El fuego es el portador de un comienzo, acaso alienado

“Todos los pilotos muertos”

El fuego es el portador de un comienzo, acaso alienado

“Todos los pilotos muertos”
El fuego es el portador de un comienzo, acaso alienado

En el Apocalipsis de San Juan se presagia una tierra nueva habitada por Cristo, después de que el diablo es lanzado al lago de fuego y azufre, por un tiempo definido, no por los siglos de los siglos, recordemos.

Aquí el demonio ya no es una serpiente, ha mutado en un dragón de siete cabezas y diez cuernos, además vuela, acaso como un Quetzalcóatl o un avión de combate, entre los ángeles y los cuatro jinetes que presagian el final de una era.

En ¡Absalón, Absalón!, de William Faulkner, el final lleva a un nuevo comienzo también después del fuego; y, según Lois Parkinson, las narraciones del dueño e inventor de Yoknapatawpha, ubicada al noroeste del Mississippi, son herederas del Apocalipsis bíblico.

Comparto la opinión de Parkinson en cierto sentido, aunque también muchas de sus tramas son, además, de inspiración trágica griega.

Hay en esta novela abismal una utopía, una esperanza de que los negros y los blancos sean uno, dado el impulso por la posesión del otro y el dominio de lo que nos rodea, no es por igualdad o compasión.

En el cuento preferido de Onetti, “Todos los pilotos muertos”, de Faulkner, el fuego es el portador de un nuevo comienzo, acaso alienado y mediocre.

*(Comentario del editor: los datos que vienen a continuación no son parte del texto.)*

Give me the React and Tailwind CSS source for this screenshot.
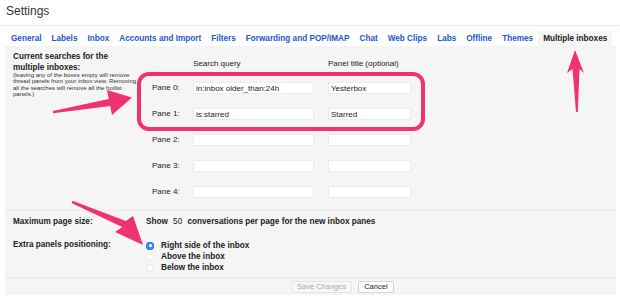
const tabs = [
  "General",
  "Labels",
  "Inbox",
  "Accounts and Import",
  "Filters",
  "Forwarding and POP/IMAP",
  "Chat",
  "Web Clips",
  "Labs",
  "Offline",
  "Themes",
]

const panes = [
  { label: "Pane 0:", query: "in:inbox older_than:24h", title: "Yesterbox" },
  { label: "Pane 1:", query: "is:starred", title: "Starred" },
  { label: "Pane 2:", query: "", title: "" },
  { label: "Pane 3:", query: "", title: "" },
  { label: "Pane 4:", query: "", title: "" },
]

const positions = ["Right side of the inbox", "Above the inbox", "Below the inbox"]

function Radio({ checked }) {
  return checked ? (
    <span className="flex h-[8px] w-[8px] items-center justify-center rounded-full bg-[#3b8ff0] shadow-[inset_0_0_0_1px_#2f7ad6]">
      <span className="h-[3px] w-[3px] rounded-full bg-white" />
    </span>
  ) : (
    <span className="h-[8px] w-[8px] rounded-full border border-[#e6e6e6] bg-white" />
  )
}

export default function App() {
  return (
    <div className="relative h-[304px] w-[620px] overflow-hidden bg-white font-['Liberation_Sans',Arial,sans-serif] text-[#222]">
      <div className="h-[26px] border-b border-[#e8e8e8] pl-[6px] pt-[4px] text-[12px] leading-[14px] text-[#333]">
        Settings
      </div>

      <div className="mt-[5px] flex h-[15px] pl-[6px] text-[8.2px] font-bold leading-[15px]">
        {tabs.map((tab) => (
          <span key={tab} className="whitespace-nowrap px-[5px] text-[#2357c6]">
            {tab}
          </span>
        ))}
        <span className="whitespace-nowrap bg-[#f5f5f5] px-[5px] text-[#222]">Multiple inboxes</span>
      </div>

      <div className="ml-[5px] mr-[4px] h-[249px] bg-[#f5f5f5]">
        <div className="flex border-b border-[#e9e9e9] pb-[5px] pl-[8px]">
          <div className="w-[139px] pt-[5px]">
            <div className="w-[126px] text-[8.2px] font-bold leading-[11px]">
              Current searches for the multiple inboxes:
            </div>
            <div className="-mt-[1px] whitespace-nowrap text-[6px] leading-[6.3px] text-[#333]">
              (leaving any of the boxes empty will remove
              <br />
              thread panels from your inbox view. Removing
              <br />
              all the searches will remove all the hotlist
              <br />
              panels.)
            </div>
          </div>

          <div className="pt-[11px] text-[8px]">
            <div className="flex h-[14px] items-center">
              <span className="w-[41px]" />
              <span className="w-[135px]">Search query</span>
              <span>Panel title (optional)</span>
            </div>
            <div className="mt-[4px]">
              {panes.map((pane) => (
                <div key={pane.label} className="flex h-[26px] items-center">
                  <span className="w-[41px]">{pane.label}</span>
                  <input
                    readOnly
                    value={pane.query}
                    className="h-[12px] w-[121px] border border-[#ececec] bg-white px-[2px] text-[8px] leading-[10px] text-[#222] outline-none"
                  />
                  <input
                    readOnly
                    value={pane.title}
                    className="ml-[14px] h-[12px] w-[83px] border border-[#ececec] bg-white px-[2px] text-[8px] leading-[10px] text-[#222] outline-none"
                  />
                </div>
              ))}
            </div>
          </div>
        </div>

        <div className="flex h-[22px] items-center pl-[8px] text-[8.2px] font-bold">
          <span className="w-[133px]">Maximum page size:</span>
          <span className="whitespace-nowrap">
            Show <span className="ml-[3px] mr-[3px] font-normal">50</span> conversations per page for the new inbox panes
          </span>
        </div>

        <div className="flex border-b border-[#e9e9e9] pb-[4px] pl-[8px] pt-[7px] text-[8.2px] font-bold">
          <span className="w-[133px] leading-[9px]">Extra panels positioning:</span>
          <div>
            {positions.map((pos, i) => (
              <div key={pos} className="flex h-[11px] items-center gap-[7px]">
                <Radio checked={i === 0} />
                <span className="leading-[11px]">{pos}</span>
              </div>
            ))}
          </div>
        </div>

        <div className="flex items-center gap-[6px] pl-[286px] pt-[3px] text-[7.5px]">
          <button className="h-[12px] rounded-[2px] border border-[#e4e4e4] bg-[#f7f7f7] px-[5px] leading-[10px] text-[#aaa]">
            Save Changes
          </button>
          <button className="h-[12px] rounded-[2px] border border-[#d6d6d6] bg-white px-[5px] leading-[10px] text-[#222]">
            Cancel
          </button>
        </div>
      </div>

      {/* annotation overlay */}
      <div className="absolute left-[137px] top-[72px] h-[59px] w-[288px] rounded-[12px] border-[4px] border-[#ef3370]" />
      <svg className="pointer-events-none absolute left-0 top-0" width="620" height="304" viewBox="0 0 620 304">
        <g fill="#ef3370">
          <polygon points="52.8,111 108.8,99 107,90 132,97.5 112,115 110.2,106 53.2,113.2" />
          <polygon points="575,50 584,73 579.5,69 577.8,112 576,112 572.5,69 567,73" />
          <polygon points="72.5,200.8 125.8,221 133,216 143,245 115,232 122.2,227 71.5,203" />
        </g>
      </svg>
    </div>
  )
}
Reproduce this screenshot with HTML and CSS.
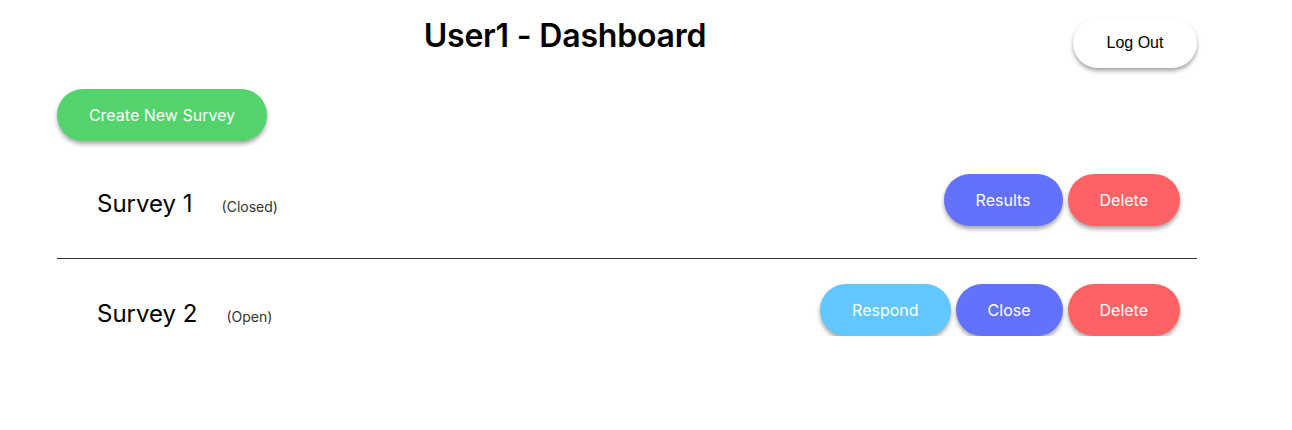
FILE: index.html
```html
<!DOCTYPE html>
<html lang="en">
<head>
<meta charset="utf-8">
<title>User1 - Dashboard</title>
<link rel="stylesheet" href="styles.css">
</head>
<body>
<div class="page">
  <header class="header">
    <h1 class="title">User1 - Dashboard</h1>
    <button class="logout">Log Out</button>
  </header>
  <button class="btn btn-green create">Create New Survey</button>
  <ul class="survey-list">
    <li class="survey-item">
      <div class="survey-info">
        <span class="survey-name">Survey 1</span>
        <span class="survey-status">(Closed)</span>
      </div>
      <div class="survey-actions">
        <button class="btn btn-blue">Results</button>
        <button class="btn btn-red">Delete</button>
      </div>
    </li>
    <li class="survey-item">
      <div class="survey-info">
        <span class="survey-name">Survey 2</span>
        <span class="survey-status">(Open)</span>
      </div>
      <div class="survey-actions">
        <button class="btn btn-light">Respond</button>
        <button class="btn btn-blue">Close</button>
        <button class="btn btn-red">Delete</button>
      </div>
    </li>
  </ul>
</div>
</body>
</html>
```

FILE: styles.css
```css
* { box-sizing: border-box; }

body {
  margin: 0;
  background: #ffffff;
  font-family: Inter, "Noto Sans", sans-serif;
  color: #000;
}

.page {
  width: 1140px;
  margin-left: 57px;
}

.header {
  display: flex;
  align-items: flex-start;
}

.title {
  flex: 1;
  margin: 16px 0 0;
  text-align: center;
  font-size: 32px;
  font-weight: 600;
  line-height: 39px;
  letter-spacing: -0.2px;
}

.logout {
  margin-top: 18px;
  width: 124px;
  height: 50px;
  border: none;
  border-radius: 25px;
  background: #fff;
  font-family: "Liberation Sans", Arial, sans-serif;
  font-size: 16px;
  color: #000;
  box-shadow: 0 3px 4px rgba(0, 0, 0, 0.35);
}

.btn {
  height: 52px;
  padding: 0 32px;
  border: none;
  border-radius: 26px;
  font-family: Inter, "Noto Sans", sans-serif;
  font-size: 16px;
  color: #fff;
  white-space: nowrap;
  box-shadow: 0 3px 4px rgba(0, 0, 0, 0.35);
}

.btn-green { background: #53d36b; }
.btn-blue { background: #6272ff; }
.btn-red { background: #ff6264; }
.btn-light { background: #62c6ff; }

.create {
  margin-top: 21px;
  width: 210px;
  padding: 0;
}

.survey-list {
  list-style: none;
  margin: 33px 0 0;
  padding: 0;
}

.survey-item {
  display: flex;
  align-items: center;
  justify-content: space-between;
  height: 52px;
  padding: 0 17px 0 40px;
  box-sizing: content-box;
}

.survey-item + .survey-item {
  margin-top: 32px;
  padding-top: 25px;
  border-top: 1px solid #333;
}

.survey-info {
  display: flex;
  align-items: baseline;
  gap: 29px;
  margin-top: 7px;
}

.survey-name {
  font-size: 24px;
}

.survey-status {
  font-size: 14px;
  color: #333;
}

.survey-actions {
  display: flex;
  gap: 5px;
}
```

Las llamas pueden acabar con los vestigios palpables de los hombres caídos en una guerra ajena.

La reflexión final del protagonista de este texto, encargado de censurar las cartas de los pilotos en combate, dice a propósito de unos papeles arrugados después de la muerte de uno de los protagonistas: “Una astilla de madera, dos centímetros de largo, con una punta embadurnada de fósforo, es más larga que la memoria o el dolor; una llama no mayor que una moneda de seis peniques contiene más ferocidad que la valentía o la desesperación”.

Al más puro estilo faulkneriano, el narrador de “Todos los pilotos muertos” no es casi nunca testigo de los hechos: le son contados por otros o los lee en las cartas, y sólo ve los resultados del combate entre dos hombres, no por la patria, sino por una señorita, al parecer amante de ellos: Sartoris y Spoomer.

Hay también un perro que pareciera una bisagra entre los dos, el que los huele, los persigue y los presagia: un nahual compartido.

La señorita, objeto de deseo, regentea en Amiens, Francia, un bar maloliente, incrustado en una callejuela de difícil acceso.

La mujer se adorna con las baratijas que le regala uno de sus amantes: perfecta decoración no sólo de la joven, sino del lugar que recuerda a los espacios decadentes de Onetti, quien tradujo este relato sin cobrar, según él “por puro placer”, y cómo no creerle si los escritores hacen eso quizá siempre.

El uruguayo asegura que es el mejor de entre todos los cuentos del norteamericano, quien también fue piloto, alcohólico y mentiroso. Conmueve saber que cuando le dieron el Nobel a Faulkner, sus libros llevaban varios años fuera de circulación. Se gastó todo el dinero en una casa como la de una de sus novelas y en alcohol para él y su esposa.

Sorprende el tratamiento de los objetos durante “Todos los pilotos muertos” , acaso únicos testimonios de lo ocurrido.

Las cartas son como en Othelo, en La carta robada, en Drácula, y en tantos textos más la impronta de la nostalgia.

El texto fragmentado comienza con la descripción de la fotografía de unos pilotos flacos envueltos en cuero y en metal, perfecta metáfora de la vida salvaje del cazador y el hombre como parte de la máquina; orgullosos posan en una instantánea, 13 años después con las orillas de la foto desgastadas como sus cuerpos ya gordos pagando una casa quizá blanca, con jardín y niños y un perro.

La guerra es descrita como los “mejores” momentos de unos hombres con ímpetu de destrucción.

Este vivir el Apocalipsis personal desaparece en la cotidianidad y en el habitar la Tierra prometida, Estados Unidos, con sus verdes y bien podados campos de golf, escenarios antaño también de sangre y destrucción ven a los hijos o nietos de la muerte con satisfacción, aunque la mayoría de las veces con indiferencia.

¿Ésta es la Tierra prometida?, ¿será la eterna nostalgia de la guerra lo mejor para habitarla? Todo lo que hacemos nos lleva al encuentro con el fuego, a la purificación. Ese fuego como sol ardiente ya lo siento entre los huesos y no puedo huir, veo fascinada al dragón de siete cabezas y me confundo con su alma oscura. El apocalipsis es ahora.

Faulkner, W. (1950). Colleted histories. Random House.